I am currently pooling this function to check multiple urls. It reads an html page into a string and matches a progress percentage of a file transfer like this:
def check(server):
logging.info('Fetching {0}.'.format(server))
# Open page
response = urllib2.urlopen("http://"+server+"/avicapture.html")
tall = response.read() # puts the data into a string
html = tall.rstrip()
# Grab progress percentage.
match = re.search('.*In Progress \((.*)%\).*', html)
and then on this match, return the percentage number in a string to the parent process.
if match:
global temp
global results
temp = match.group(1)
results = temp
servers[server] = temp
if int(temp) >= 98 and int(temp) <= 99:
abort(server)
alertmail(temp, server)
rem = str(server)
complete(rem)
logging.info('{0} completed.'.format(server))
return str(temp)
Sometimes it will not say "In Progress" and have a percentage, however. It will say "Transfer Aborted" or "Ready". How would I structure this so it returns whichever it finds, In Progress (percentage), Transfer Aborted, or Ready?

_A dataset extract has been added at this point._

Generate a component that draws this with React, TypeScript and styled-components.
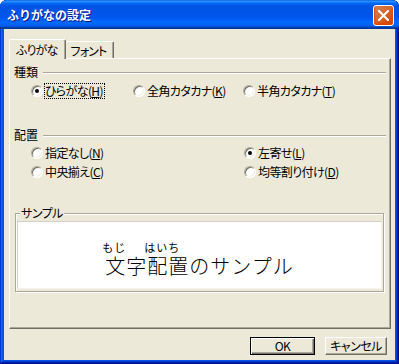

Edit: I forgot to mention that I need it to match the most recent file transfer, based off End Time. (See: http://www.whatdoiknow.net/dump/avicapture_full.html#status )
Partial solution:
match = re.search('.*In Progress \((.*)%\).*', html)
match2 = re.search('.*Ready.*', html)
match3 = re.search('.*Transfer Aborted.*', html)
if match:
global temp
temp = match.group(1)
if int(temp) >= 98 and int(temp) <= 99:
logging.info('{0} completed.'.format(server))
return str(temp)
elif match2:
temp = "Ready"
logging.info('{0} is ready.'.format(server))
return str(temp)
elif match3:
temp = "Transfer Aborted"
logging.info('{0} was Aborted.'.format(server))
return str(temp)
This does not address my need for the identification of the most recent transfer, however..